═════ The records ═════

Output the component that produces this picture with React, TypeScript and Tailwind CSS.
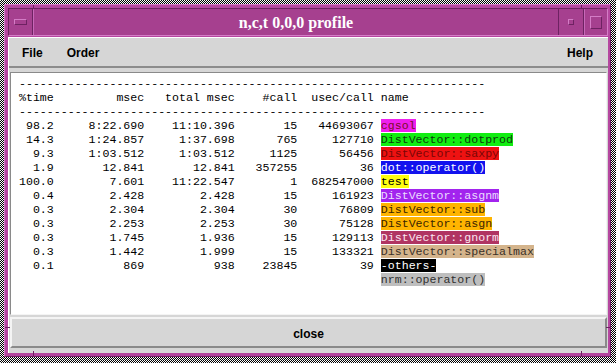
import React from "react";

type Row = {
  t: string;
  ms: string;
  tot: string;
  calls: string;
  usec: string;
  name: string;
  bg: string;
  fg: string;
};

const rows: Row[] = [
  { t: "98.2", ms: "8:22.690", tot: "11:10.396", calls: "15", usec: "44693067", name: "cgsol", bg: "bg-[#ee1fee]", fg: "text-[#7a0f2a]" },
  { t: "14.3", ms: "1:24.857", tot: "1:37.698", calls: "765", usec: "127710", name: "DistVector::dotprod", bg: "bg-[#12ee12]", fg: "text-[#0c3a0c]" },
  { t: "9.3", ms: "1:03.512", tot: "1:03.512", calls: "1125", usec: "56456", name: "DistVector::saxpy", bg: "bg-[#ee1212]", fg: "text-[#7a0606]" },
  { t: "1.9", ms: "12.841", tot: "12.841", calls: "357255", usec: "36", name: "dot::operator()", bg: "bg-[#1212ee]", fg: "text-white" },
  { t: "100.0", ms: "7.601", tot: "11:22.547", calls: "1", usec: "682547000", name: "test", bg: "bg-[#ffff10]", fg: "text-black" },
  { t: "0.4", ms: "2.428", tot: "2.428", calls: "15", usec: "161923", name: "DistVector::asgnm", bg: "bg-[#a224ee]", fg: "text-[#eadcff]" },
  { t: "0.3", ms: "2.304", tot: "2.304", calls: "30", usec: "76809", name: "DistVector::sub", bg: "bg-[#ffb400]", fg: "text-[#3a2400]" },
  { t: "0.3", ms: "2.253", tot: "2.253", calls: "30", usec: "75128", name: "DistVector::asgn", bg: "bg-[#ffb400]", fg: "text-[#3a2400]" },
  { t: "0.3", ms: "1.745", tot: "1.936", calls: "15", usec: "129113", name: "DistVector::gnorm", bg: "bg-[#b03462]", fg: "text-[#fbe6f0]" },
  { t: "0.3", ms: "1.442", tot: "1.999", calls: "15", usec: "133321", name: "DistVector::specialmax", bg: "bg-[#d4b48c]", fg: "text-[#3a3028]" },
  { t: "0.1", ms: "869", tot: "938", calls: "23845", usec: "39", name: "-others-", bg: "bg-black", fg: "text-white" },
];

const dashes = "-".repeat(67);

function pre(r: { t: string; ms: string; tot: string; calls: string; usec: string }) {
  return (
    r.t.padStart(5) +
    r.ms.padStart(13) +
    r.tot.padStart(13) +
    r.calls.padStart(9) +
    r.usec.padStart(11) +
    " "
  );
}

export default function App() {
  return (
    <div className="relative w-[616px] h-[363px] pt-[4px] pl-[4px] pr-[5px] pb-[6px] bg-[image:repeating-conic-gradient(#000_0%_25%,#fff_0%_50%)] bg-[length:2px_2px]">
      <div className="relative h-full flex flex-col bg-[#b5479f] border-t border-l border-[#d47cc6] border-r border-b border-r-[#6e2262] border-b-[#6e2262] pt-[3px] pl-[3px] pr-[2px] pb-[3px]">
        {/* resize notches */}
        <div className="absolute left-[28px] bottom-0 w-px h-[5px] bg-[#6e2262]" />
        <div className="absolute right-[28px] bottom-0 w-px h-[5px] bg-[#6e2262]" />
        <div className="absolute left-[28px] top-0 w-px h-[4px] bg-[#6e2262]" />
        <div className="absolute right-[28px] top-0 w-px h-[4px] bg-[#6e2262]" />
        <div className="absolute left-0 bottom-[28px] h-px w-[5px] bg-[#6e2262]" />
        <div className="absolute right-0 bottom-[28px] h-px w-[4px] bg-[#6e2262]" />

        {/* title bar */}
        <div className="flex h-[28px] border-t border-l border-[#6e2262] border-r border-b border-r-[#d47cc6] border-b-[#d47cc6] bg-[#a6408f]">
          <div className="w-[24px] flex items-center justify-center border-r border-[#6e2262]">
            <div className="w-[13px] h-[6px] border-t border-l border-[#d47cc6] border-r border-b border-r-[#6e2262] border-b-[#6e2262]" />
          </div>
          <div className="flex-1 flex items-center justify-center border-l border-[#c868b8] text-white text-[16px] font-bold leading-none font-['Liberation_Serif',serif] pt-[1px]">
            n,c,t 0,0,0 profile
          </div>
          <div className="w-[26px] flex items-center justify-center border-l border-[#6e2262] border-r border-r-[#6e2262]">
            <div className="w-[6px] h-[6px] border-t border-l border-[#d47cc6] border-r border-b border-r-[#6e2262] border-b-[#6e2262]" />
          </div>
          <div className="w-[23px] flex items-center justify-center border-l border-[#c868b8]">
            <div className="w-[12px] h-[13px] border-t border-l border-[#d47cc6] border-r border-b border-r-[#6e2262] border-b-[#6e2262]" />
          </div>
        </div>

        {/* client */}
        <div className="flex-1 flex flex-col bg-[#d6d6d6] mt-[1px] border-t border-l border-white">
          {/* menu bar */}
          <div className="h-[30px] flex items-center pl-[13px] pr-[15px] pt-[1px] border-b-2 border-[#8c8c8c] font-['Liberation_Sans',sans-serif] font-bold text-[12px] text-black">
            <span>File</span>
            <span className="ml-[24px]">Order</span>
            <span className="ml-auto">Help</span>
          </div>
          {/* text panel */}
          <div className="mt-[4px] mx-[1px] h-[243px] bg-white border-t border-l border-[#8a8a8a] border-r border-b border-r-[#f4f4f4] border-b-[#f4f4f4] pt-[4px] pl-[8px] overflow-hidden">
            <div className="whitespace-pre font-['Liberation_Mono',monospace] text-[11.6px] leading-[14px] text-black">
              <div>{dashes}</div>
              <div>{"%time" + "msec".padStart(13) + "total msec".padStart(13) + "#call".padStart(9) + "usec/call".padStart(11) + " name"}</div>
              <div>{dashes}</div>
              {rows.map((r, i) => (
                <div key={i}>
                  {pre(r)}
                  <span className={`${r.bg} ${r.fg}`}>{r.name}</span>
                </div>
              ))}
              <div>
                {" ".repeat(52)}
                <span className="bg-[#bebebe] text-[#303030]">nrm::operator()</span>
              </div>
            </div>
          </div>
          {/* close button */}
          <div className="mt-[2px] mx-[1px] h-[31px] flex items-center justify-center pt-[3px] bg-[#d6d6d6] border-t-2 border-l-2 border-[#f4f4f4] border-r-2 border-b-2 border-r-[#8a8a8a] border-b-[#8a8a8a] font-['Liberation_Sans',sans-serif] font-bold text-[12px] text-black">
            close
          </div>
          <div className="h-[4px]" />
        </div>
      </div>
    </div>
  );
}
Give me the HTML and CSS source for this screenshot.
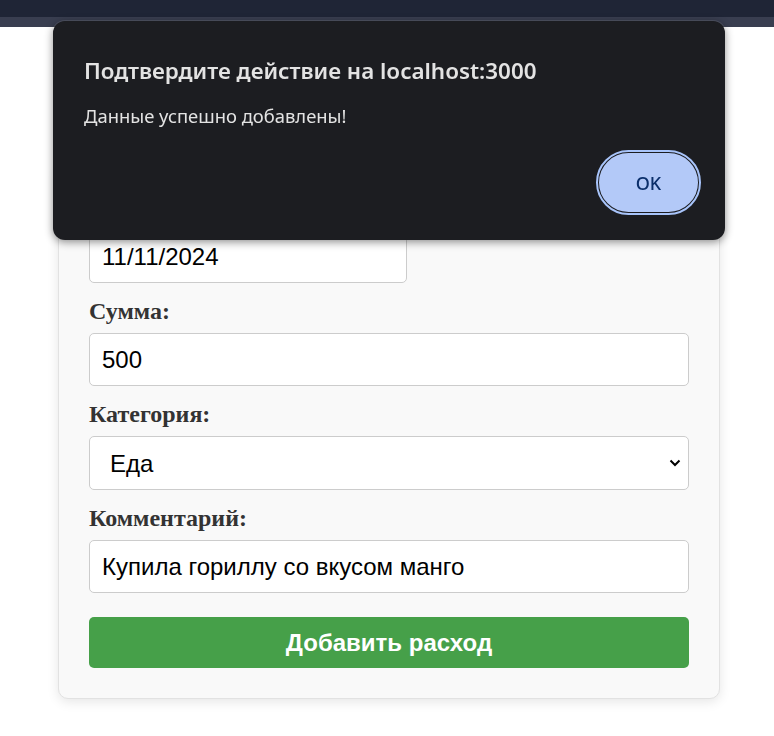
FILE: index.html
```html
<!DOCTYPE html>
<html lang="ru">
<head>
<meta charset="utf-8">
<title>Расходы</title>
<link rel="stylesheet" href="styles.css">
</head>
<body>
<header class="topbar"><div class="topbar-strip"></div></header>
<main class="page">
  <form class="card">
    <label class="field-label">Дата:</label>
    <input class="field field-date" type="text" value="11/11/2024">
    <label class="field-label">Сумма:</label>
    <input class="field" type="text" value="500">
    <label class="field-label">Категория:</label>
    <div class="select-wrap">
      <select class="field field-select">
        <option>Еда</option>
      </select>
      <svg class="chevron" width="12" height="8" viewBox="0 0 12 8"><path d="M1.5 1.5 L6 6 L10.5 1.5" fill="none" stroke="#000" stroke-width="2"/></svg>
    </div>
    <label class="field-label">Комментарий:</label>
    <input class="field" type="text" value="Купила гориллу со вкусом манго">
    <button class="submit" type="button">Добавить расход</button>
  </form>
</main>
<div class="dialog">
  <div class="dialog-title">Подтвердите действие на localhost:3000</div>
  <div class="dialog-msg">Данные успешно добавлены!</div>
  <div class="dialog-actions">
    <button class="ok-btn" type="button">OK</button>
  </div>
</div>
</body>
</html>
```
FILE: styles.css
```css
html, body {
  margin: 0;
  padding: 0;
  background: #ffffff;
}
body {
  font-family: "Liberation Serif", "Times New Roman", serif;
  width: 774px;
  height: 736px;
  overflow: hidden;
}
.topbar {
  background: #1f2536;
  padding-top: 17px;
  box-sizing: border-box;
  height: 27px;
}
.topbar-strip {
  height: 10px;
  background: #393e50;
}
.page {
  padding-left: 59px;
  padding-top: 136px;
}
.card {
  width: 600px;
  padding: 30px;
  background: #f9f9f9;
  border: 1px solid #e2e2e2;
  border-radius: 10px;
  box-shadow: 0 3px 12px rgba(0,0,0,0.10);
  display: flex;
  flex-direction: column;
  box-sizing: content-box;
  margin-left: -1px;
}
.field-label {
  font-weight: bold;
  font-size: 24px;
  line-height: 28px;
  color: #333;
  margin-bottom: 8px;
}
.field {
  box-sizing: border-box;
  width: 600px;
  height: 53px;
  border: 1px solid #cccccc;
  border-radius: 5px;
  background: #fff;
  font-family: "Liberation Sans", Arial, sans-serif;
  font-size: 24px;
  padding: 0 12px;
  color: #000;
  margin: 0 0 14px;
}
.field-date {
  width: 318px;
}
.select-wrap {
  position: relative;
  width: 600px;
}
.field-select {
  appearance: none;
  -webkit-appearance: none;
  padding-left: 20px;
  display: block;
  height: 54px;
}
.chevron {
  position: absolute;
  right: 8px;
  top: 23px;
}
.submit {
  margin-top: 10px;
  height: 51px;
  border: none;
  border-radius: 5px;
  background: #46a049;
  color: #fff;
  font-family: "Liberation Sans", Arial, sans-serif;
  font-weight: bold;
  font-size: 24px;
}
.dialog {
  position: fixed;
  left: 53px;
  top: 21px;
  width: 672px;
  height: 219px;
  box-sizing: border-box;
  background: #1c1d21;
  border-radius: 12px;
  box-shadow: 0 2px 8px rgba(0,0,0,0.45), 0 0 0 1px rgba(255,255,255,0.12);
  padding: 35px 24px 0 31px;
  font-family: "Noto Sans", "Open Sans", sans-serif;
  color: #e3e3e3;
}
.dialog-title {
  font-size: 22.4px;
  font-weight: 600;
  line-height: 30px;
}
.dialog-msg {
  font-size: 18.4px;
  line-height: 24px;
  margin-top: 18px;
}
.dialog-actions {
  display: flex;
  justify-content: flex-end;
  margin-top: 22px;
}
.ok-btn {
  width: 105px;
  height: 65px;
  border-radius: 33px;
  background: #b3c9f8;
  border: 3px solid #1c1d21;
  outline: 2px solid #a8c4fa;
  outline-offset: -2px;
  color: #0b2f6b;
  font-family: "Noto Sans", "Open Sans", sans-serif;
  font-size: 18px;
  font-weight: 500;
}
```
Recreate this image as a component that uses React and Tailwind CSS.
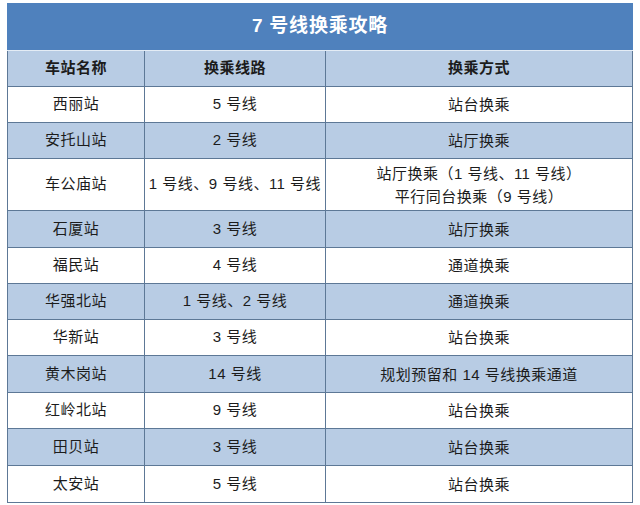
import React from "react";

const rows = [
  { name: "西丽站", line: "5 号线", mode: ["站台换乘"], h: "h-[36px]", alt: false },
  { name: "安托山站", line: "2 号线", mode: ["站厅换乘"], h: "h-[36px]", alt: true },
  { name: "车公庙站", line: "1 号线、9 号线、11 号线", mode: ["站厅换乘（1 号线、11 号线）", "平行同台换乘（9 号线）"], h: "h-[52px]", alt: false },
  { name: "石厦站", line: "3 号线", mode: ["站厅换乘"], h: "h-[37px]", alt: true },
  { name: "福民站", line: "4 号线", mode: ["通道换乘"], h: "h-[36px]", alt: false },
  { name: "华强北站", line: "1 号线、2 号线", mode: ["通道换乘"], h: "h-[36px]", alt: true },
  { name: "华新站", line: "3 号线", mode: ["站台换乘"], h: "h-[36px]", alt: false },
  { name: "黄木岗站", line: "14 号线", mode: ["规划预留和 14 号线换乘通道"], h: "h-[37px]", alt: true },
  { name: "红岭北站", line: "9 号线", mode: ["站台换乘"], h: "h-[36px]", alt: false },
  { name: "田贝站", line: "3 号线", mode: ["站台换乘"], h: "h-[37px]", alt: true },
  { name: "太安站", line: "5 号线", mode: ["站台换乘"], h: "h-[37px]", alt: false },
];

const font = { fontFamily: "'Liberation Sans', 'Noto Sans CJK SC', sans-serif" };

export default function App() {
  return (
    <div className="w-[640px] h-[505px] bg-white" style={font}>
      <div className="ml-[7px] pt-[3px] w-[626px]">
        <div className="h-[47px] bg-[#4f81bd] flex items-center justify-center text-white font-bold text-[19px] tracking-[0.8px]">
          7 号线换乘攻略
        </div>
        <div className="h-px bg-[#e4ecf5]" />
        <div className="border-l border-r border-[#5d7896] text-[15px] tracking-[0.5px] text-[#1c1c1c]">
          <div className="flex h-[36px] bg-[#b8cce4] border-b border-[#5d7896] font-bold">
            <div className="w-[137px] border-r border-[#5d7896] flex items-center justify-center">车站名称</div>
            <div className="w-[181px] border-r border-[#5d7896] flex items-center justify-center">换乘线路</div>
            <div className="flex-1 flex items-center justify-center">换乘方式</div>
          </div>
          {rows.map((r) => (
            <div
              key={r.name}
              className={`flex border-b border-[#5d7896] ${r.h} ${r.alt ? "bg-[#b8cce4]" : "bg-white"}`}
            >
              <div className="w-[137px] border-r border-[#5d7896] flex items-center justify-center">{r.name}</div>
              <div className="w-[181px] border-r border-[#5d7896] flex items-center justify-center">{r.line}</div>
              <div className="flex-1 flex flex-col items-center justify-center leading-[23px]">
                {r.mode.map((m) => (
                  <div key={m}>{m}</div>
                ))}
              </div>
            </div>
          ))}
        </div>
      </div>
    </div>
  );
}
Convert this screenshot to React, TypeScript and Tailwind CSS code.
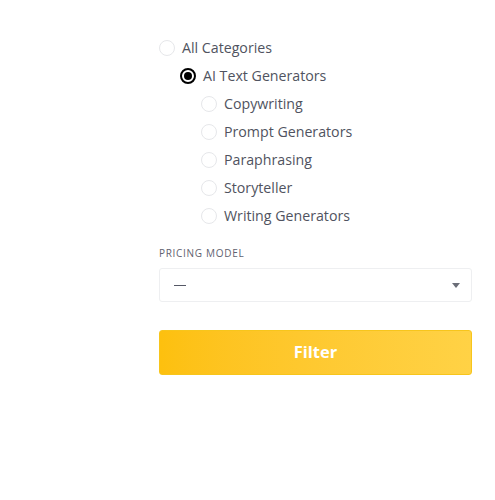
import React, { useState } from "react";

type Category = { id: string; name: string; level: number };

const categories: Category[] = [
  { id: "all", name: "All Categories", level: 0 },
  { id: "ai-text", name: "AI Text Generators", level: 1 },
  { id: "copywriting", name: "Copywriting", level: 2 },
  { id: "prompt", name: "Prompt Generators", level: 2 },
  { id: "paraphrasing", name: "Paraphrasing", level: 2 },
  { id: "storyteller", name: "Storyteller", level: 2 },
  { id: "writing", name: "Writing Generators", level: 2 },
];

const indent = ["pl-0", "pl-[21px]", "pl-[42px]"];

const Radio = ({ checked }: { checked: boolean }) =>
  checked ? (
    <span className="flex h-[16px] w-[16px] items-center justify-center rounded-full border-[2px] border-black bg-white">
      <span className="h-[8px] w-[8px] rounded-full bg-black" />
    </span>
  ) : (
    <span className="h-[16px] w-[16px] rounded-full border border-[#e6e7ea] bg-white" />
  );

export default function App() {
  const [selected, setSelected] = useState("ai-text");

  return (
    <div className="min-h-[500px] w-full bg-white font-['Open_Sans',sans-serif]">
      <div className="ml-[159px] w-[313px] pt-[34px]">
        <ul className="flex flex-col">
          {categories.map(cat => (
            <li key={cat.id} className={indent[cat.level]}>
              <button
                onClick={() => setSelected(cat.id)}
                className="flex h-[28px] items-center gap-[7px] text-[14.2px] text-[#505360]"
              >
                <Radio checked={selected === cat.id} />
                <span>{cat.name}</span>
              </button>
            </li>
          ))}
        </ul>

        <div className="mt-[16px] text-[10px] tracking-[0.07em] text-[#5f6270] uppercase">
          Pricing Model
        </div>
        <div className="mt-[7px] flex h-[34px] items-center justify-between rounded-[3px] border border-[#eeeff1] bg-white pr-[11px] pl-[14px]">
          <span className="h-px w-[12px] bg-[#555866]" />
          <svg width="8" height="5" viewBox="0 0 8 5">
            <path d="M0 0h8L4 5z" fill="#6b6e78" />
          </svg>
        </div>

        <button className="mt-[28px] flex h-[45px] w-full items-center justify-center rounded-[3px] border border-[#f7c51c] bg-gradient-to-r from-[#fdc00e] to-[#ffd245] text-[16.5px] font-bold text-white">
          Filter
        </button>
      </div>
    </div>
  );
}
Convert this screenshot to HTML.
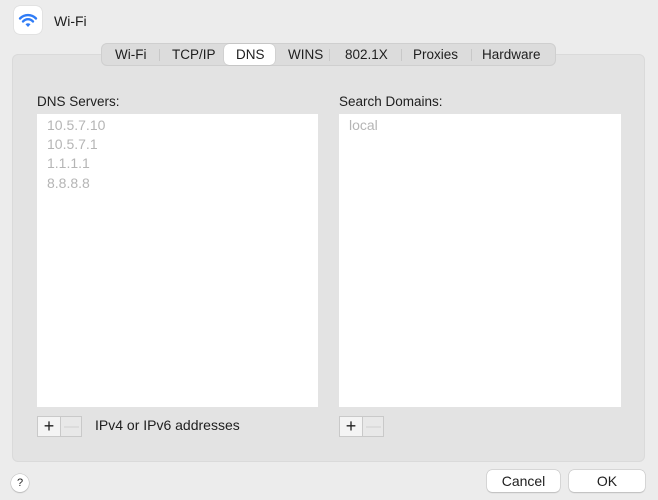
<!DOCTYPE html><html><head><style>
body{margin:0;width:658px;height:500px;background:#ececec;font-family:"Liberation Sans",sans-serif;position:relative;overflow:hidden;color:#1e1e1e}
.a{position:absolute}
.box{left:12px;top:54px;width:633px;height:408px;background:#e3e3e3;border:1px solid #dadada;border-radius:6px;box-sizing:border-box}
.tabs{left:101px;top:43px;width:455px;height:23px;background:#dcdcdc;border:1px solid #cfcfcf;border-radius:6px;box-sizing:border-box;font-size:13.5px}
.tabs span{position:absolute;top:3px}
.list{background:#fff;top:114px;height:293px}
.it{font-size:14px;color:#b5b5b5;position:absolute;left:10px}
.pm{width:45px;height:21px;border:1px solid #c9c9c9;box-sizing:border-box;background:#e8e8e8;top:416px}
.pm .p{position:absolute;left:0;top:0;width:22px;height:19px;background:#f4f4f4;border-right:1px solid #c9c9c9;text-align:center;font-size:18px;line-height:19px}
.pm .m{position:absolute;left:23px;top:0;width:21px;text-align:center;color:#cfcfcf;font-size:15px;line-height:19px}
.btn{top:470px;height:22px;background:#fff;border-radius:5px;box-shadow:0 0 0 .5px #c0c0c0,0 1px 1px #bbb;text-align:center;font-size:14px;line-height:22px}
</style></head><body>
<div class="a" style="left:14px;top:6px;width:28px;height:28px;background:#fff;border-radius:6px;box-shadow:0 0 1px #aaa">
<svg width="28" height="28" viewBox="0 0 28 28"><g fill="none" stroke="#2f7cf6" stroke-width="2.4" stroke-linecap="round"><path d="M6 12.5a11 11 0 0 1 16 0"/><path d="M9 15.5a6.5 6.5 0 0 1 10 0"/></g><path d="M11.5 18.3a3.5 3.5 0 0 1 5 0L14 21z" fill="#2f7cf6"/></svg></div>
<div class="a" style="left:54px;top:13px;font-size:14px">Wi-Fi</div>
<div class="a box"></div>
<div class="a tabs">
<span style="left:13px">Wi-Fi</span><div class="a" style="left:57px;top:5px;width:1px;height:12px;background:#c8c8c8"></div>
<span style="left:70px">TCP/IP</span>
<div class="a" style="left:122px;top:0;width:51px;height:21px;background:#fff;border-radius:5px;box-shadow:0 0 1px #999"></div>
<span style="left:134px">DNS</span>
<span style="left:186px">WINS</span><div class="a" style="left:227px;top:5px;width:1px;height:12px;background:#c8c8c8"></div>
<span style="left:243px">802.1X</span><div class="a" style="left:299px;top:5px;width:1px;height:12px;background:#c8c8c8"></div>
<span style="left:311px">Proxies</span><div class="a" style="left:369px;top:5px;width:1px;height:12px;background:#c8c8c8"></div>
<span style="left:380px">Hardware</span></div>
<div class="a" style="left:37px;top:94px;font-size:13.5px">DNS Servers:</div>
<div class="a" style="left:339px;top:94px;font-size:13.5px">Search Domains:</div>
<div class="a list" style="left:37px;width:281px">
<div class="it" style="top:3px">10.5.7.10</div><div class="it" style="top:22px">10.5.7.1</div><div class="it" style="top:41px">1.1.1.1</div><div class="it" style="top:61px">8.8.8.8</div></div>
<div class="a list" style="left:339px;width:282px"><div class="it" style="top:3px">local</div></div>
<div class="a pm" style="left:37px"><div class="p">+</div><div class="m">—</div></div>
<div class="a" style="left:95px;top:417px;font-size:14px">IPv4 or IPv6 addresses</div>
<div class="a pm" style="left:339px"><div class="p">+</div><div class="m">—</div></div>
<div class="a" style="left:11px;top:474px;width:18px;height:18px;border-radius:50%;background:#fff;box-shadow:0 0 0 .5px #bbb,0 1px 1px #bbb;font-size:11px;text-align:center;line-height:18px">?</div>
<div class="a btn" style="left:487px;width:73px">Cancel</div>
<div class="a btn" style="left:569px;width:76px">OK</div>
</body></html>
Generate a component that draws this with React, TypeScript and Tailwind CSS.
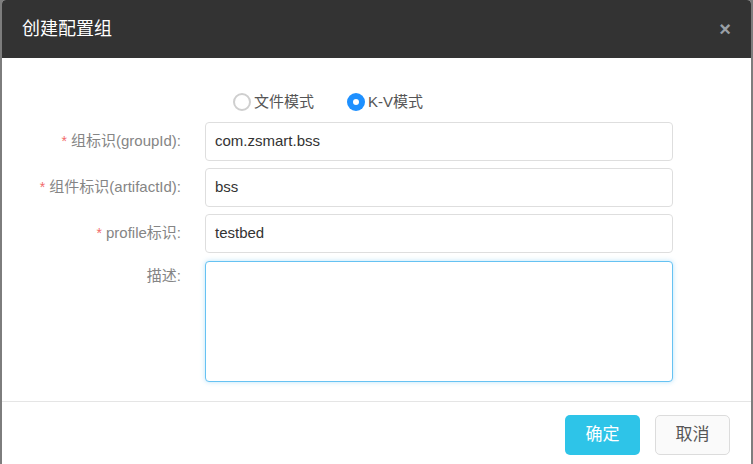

═════

Task instructions » What's needed is an exact copy of the records above from the line containing "Convert this screenshot to React, TypeScript" down to the line containing "string; name: string;", both included, without any pictures.

Result for this task »
Convert this screenshot to React, TypeScript and Tailwind CSS code.
import React, { useState } from "react";

type Category = { id: string; name: string; level: number };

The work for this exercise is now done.